I've continued to look at resolutions to General Convention that have some relation to healthcare topics. One recently added that I want to hold up is D007: Disaster Resilience Policy. As the text is somewhat lengthy, I won't copy in the whole thing, but I do encourage you to read it.
The larger points of the policy are to commend Episcopal Relief and Development in their past work of disaster relief, and to encourage dioceses and congregations, working with ERD, to develop not only short term but also longer term resources and plans to respond to disaster. That longer term response is the point of "resilience:" that to rebuild and restore after a disaster takes a long time, and a longer commitment of resources and effort.
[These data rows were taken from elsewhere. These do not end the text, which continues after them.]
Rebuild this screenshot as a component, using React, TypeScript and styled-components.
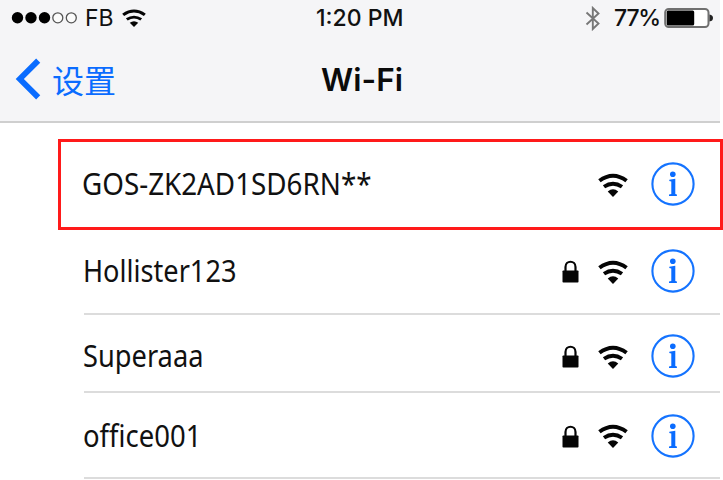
import React from "react";
import styled, { createGlobalStyle } from "styled-components";

const GlobalStyle = createGlobalStyle`
  *, *::before, *::after { box-sizing: border-box; }
  body { margin: 0; background: #fff; overflow: hidden; }
`;

const Screen = styled.main`
  width: 723px;
  height: 480px;
  overflow: hidden;
  background: #fff;
  color: #111;
`;

const Header = styled.header`
  width: 720px;
  height: 123px;
  background: #f5f5f7;
  border-bottom: 2px solid #cfcfcf;
`;

const StatusBar = styled.div`
  display: grid;
  grid-template-columns: 1fr auto 1fr;
  align-items: center;
  height: 36px;
  padding: 0 7px 0 11px;
`;

const StatusGroup = styled.div<{ $end?: boolean }>`
  display: flex;
  align-items: center;
  justify-content: ${(p) => (p.$end ? "flex-end" : "flex-start")};
`;

const StatusText = styled.span<{ $width: number; $left?: number; $right?: number; $weight?: number; $spacing?: number }>`
  width: ${(p) => p.$width}px;
  margin-left: ${(p) => p.$left ?? 0}px;
  margin-right: ${(p) => p.$right ?? 0}px;
  font: ${(p) => p.$weight ?? 400} 23px/36px Inter, "Liberation Sans", sans-serif;
  letter-spacing: ${(p) => p.$spacing ?? 0}px;
  white-space: nowrap;
`;

const NavBar = styled.nav`
  display: grid;
  grid-template-columns: 1fr auto 1fr;
  align-items: center;
  height: 85px;
  padding: 0 0 0 15px;
`;

const BackButton = styled.a`
  display: flex;
  align-items: center;
  gap: 11px;
  color: #0a6cff;
  font: 400 32px/44px "Noto Sans CJK SC", sans-serif;
`;

const Title = styled.h1`
  margin: 2px 0 0 -11px;
  font: 600 31.5px/44px Inter, "Liberation Sans", sans-serif;
  color: #0b0b0b;
`;

const NetworkList = styled.ul`
  margin: 16px 0 0;
  padding: 0;
  list-style: none;
`;

const NetworkRow = styled.li<{ $height: number; $shift?: number; $selected?: boolean }>`
  display: flex;
  align-items: center;
  height: ${(p) => p.$height}px;
  margin-left: ${(p) => (p.$selected ? 58 : 84)}px;
  margin-right: ${(p) => (p.$selected ? 0 : 3)}px;
  padding: ${(p) => p.$shift ?? 0}px 25px 0 ${(p) => (p.$selected ? 22 : 0)}px;
  ${(p) => (p.$selected ? "border: 3px solid #ff1a1a;" : "border-bottom: 2px solid #dcdcdc;")}
`;

const NetworkName = styled.span<{ $scale: number }>`
  flex: 1;
  margin: -3px 0 0 -1px;
  font: 400 30.5px/40px "Noto Sans", "Open Sans", sans-serif;
  white-space: nowrap;
  transform: scaleX(${(p) => p.$scale});
  transform-origin: left center;
`;

const RowIcons = styled.div`
  display: flex;
  align-items: center;
  gap: 19px;
`;

const InfoButton = styled.span`
  display: flex;
  margin: -1px 0 0 4px;
`;

const SignalDots = () => (
  <svg width="67" height="14" viewBox="0 0 67 14">
    {[6.5, 20, 33.5].map((x) => <circle key={x} cx={x} cy="6.8" r="5.7" fill="#000" />)}
    {[46.8, 60.3].map((x) => <circle key={x} cx={x} cy="6.8" r="5" fill="#fbfbfb" stroke="#555" strokeWidth="1.3" />)}
  </svg>
);

const WifiIcon = ({ width = 30, height = 24 }: { width?: number; height?: number }) => (
  <svg width={width} height={height} viewBox="0 0 29 24" preserveAspectRatio="none" fill="none" stroke="#050505" strokeWidth="3.8">
    <path d="M1.4 7.8Q14.5-2.4 27.6 7.8" />
    <path d="M5.8 13.8Q14.5 7.8 23.2 13.8" />
    <path d="M9.4 18.4Q14.5 14.2 19.6 18.4L14.5 24Z" fill="#050505" stroke="none" />
  </svg>
);

const LockIcon = () => (
  <svg width="17" height="23" viewBox="0 0 17 23">
    <path d="M3.5 11V7C3.5 0 13.5 0 13.5 7V11" fill="none" stroke="#050505" strokeWidth="2.2" />
    <rect x=".5" y="10.5" width="16" height="12" rx=".8" fill="#050505" />
  </svg>
);

const InfoIcon = () => (
  <svg width="44" height="44" viewBox="0 0 44 44" fill="#0a6cff">
    <circle cx="22" cy="22" r="20.6" fill="none" stroke="#1473ff" strokeWidth="2.1" />
    <circle cx="21.8" cy="12.2" r="2.8" />
    <path d="M18.3 17.8L24.3 16.8V32L25.9 32.6V34H18V32.6L20.3 32V19.6L18.3 19Z" />
  </svg>
);

const BluetoothIcon = () => (
  <svg width="16" height="25" viewBox="0 0 16 25" fill="none" stroke="#777" strokeWidth="1.9">
    <path d="M1.5 6.5L13.5 17.5L7.8 23V2L13.5 7.5L1.5 18.5" />
  </svg>
);

const BatteryIcon = () => (
  <svg width="49" height="21" viewBox="0 0 49 21">
    <rect x="1.2" y="1" width="43.3" height="18" rx="3.5" fill="#fff" stroke="#707070" strokeWidth="2" />
    <rect x="2.7" y="2.5" width="27.5" height="15" rx="1.5" fill="#000" />
    <path d="M45.5 6.5Q49 7 49 10T45.5 13.5Z" fill="#222" />
  </svg>
);

const BackIcon = () => (
  <svg width="26" height="42" viewBox="0 0 26 42" fill="none" stroke="#0a6cff" strokeWidth="5.8">
    <path d="M23.2 2.6L4.8 21L23.2 39.4" />
  </svg>
);

const networks = [
  { name: "GOS-ZK2AD1SD6RN**", scale: 0.911, height: 91, selected: true },
  { name: "Hollister123", scale: 0.89, height: 85, locked: true },
  { name: "Superaaa", scale: 0.893, height: 78, shift: 7, locked: true },
  { name: "office001", scale: 0.9, height: 86, shift: 2, locked: true },
];

export default function App() {
  return (
    <>
      <GlobalStyle />
      <Screen>
        <Header>
          <StatusBar>
            <StatusGroup>
              <SignalDots />
              <StatusText $width={28} $left={7} $right={9}>FB</StatusText>
              <WifiIcon width={24} height={18} />
            </StatusGroup>
            <StatusText $width={92} $weight={500}>1:20 PM</StatusText>
            <StatusGroup $end>
              <BluetoothIcon />
              <StatusText $width={50} $left={13} $weight={500} $spacing={-1.2}>77%</StatusText>
              <BatteryIcon />
            </StatusGroup>
          </StatusBar>
          <NavBar>
            <BackButton><BackIcon />设置</BackButton>
            <Title>Wi-Fi</Title>
          </NavBar>
        </Header>
        <NetworkList>
          {networks.map((n) => (
            <NetworkRow key={n.name} $height={n.height} $shift={n.shift} $selected={n.selected}>
              <NetworkName $scale={n.scale}>{n.name}</NetworkName>
              <RowIcons>
                {n.locked && <LockIcon />}
                <WifiIcon />
                <InfoButton><InfoIcon /></InfoButton>
              </RowIcons>
            </NetworkRow>
          ))}
        </NetworkList>
      </Screen>
    </>
  );
}
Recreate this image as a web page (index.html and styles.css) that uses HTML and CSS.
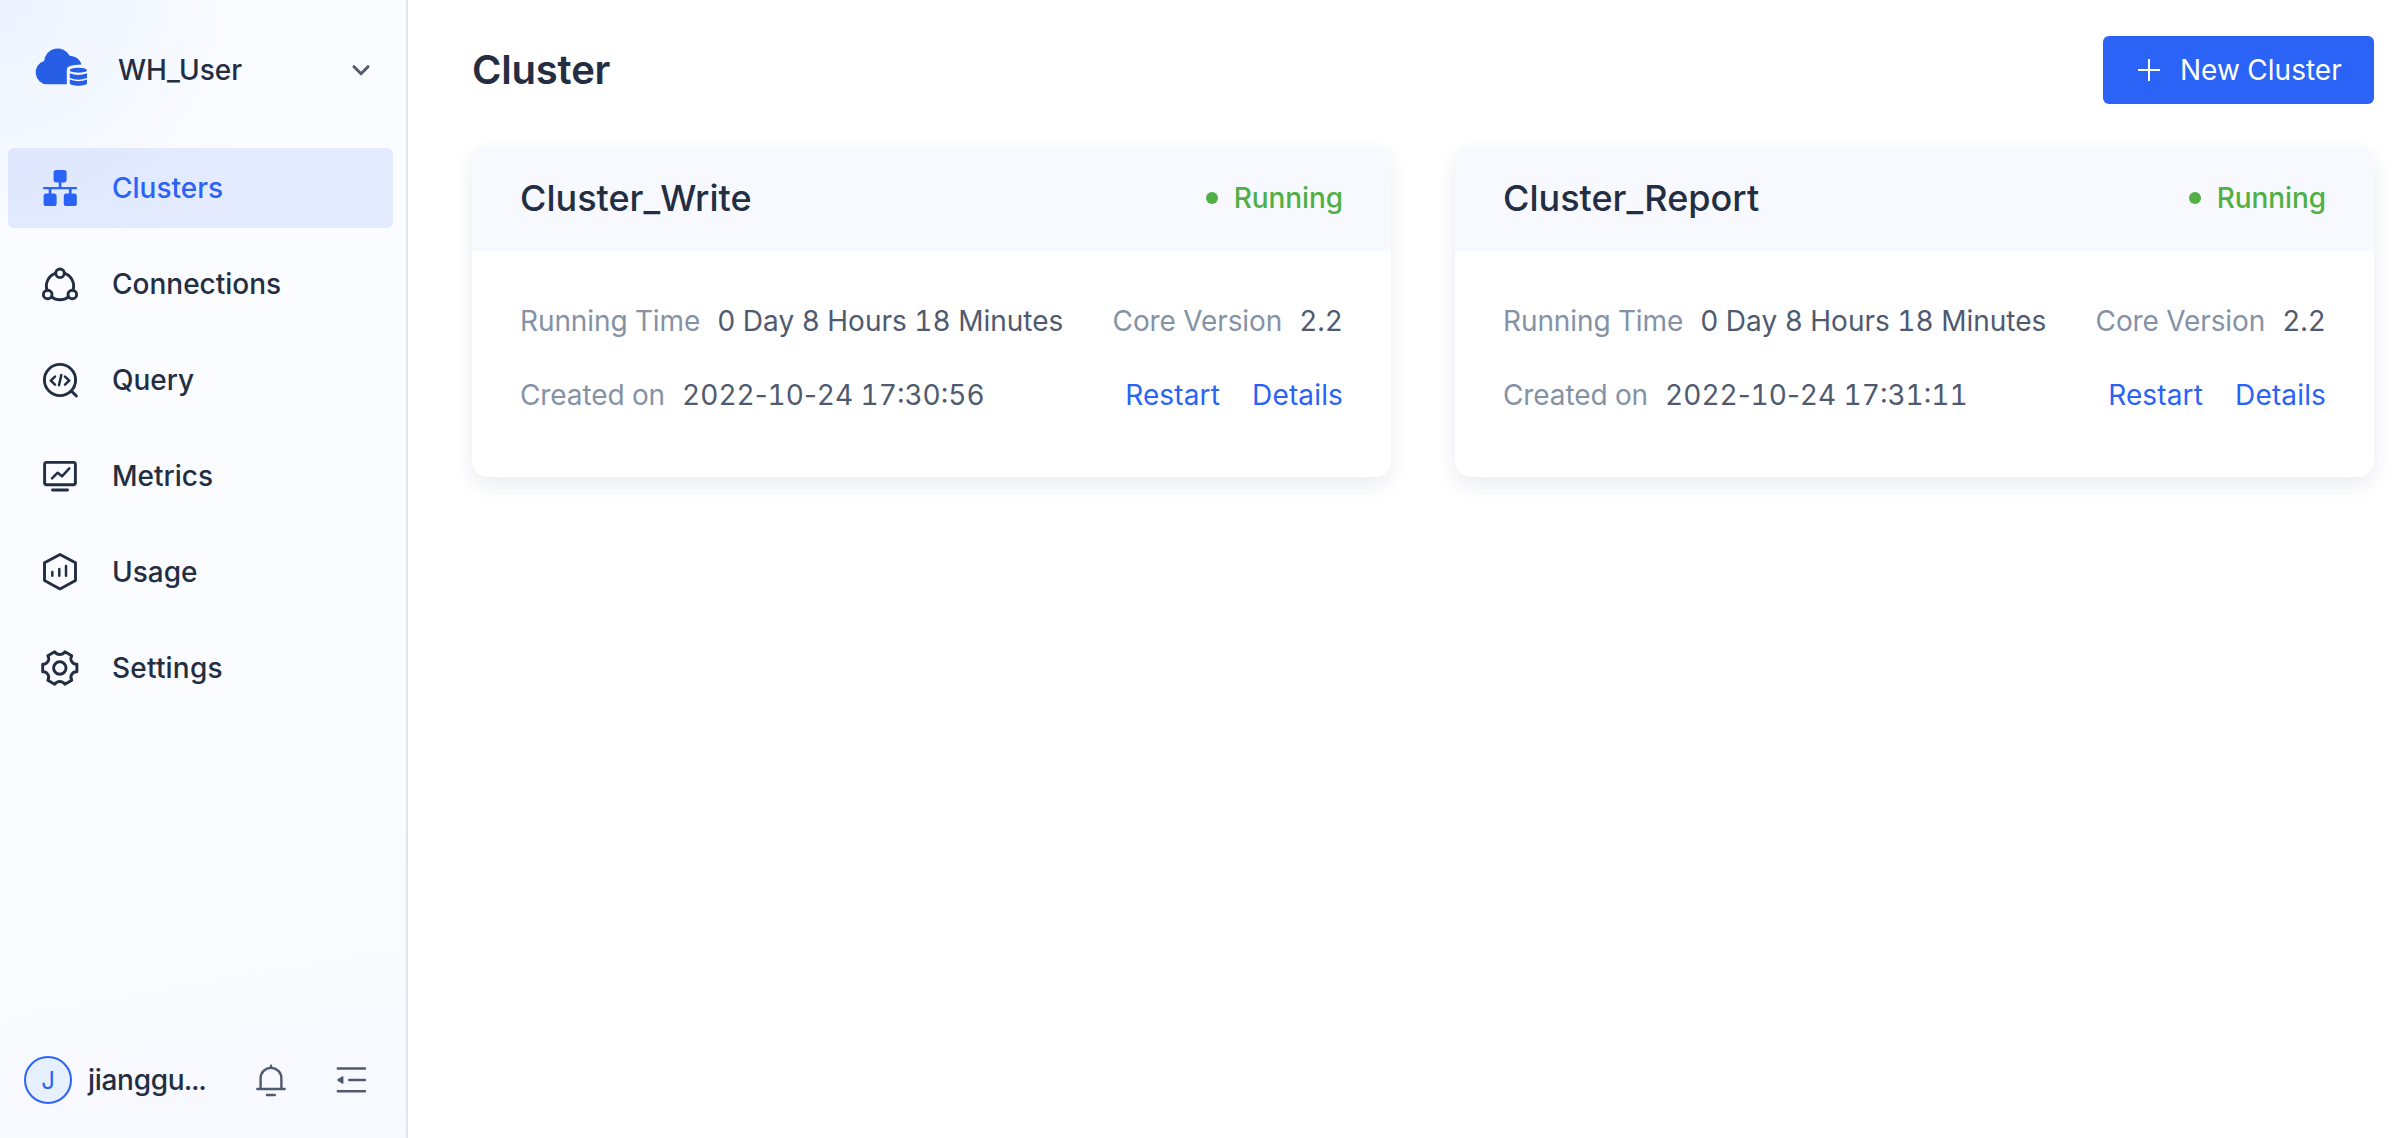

I was, though, struck by one further sentence: "That the General Convention urge the U.S. federal government to fund and support not only immediate, but also long-term community and economic recovery from human-caused and natural disasters in the 50 States and U.S. Territories in equal treatment,...." [emphasis mine] That seems particularly apt, especially in light of the recently reported Harvard study estimating that in Puerto Rico Hurricane Maria resulted in thousands more deaths than have been reported by official agencies. The study uses the criteria of the Centers for Disease Control and Prevention (the justly-famous CDC), and reflects both those who died directly (flying debris, floods, etc.) and those who died because the healthcare and social systems around them were destroyed and not quickly rebuilt.
While there can be arguments whether responses of governments at all levels have been adequate in our recent disasters, including Maria (in 2017 territories and states of the United States were also struck by Hurricanes Harvey and Irma), there's a strong case to be made that federal resources to the states affected were significantly and proportionally greater than those provided to Puerto Rico. I can't speak to whether the response to the U.S. Virgin Islands was more similar to the states or to Puerto Rico; but the differences between that territory and the states has been widely reported and evaluated. In that light the call for equal treatment for territories as for states seems especially poignant.
By the way, please remember that the Resolutions in the Virtual Binder for General Convention are available to anyone. Link to the Virtual Binder, or link through from the General Convention web site, and you can see what's proposed. Remember that what's proposed may not be what's actually debated and voted on; but's it's where we'll start. So, take some time to look and see what might interest you.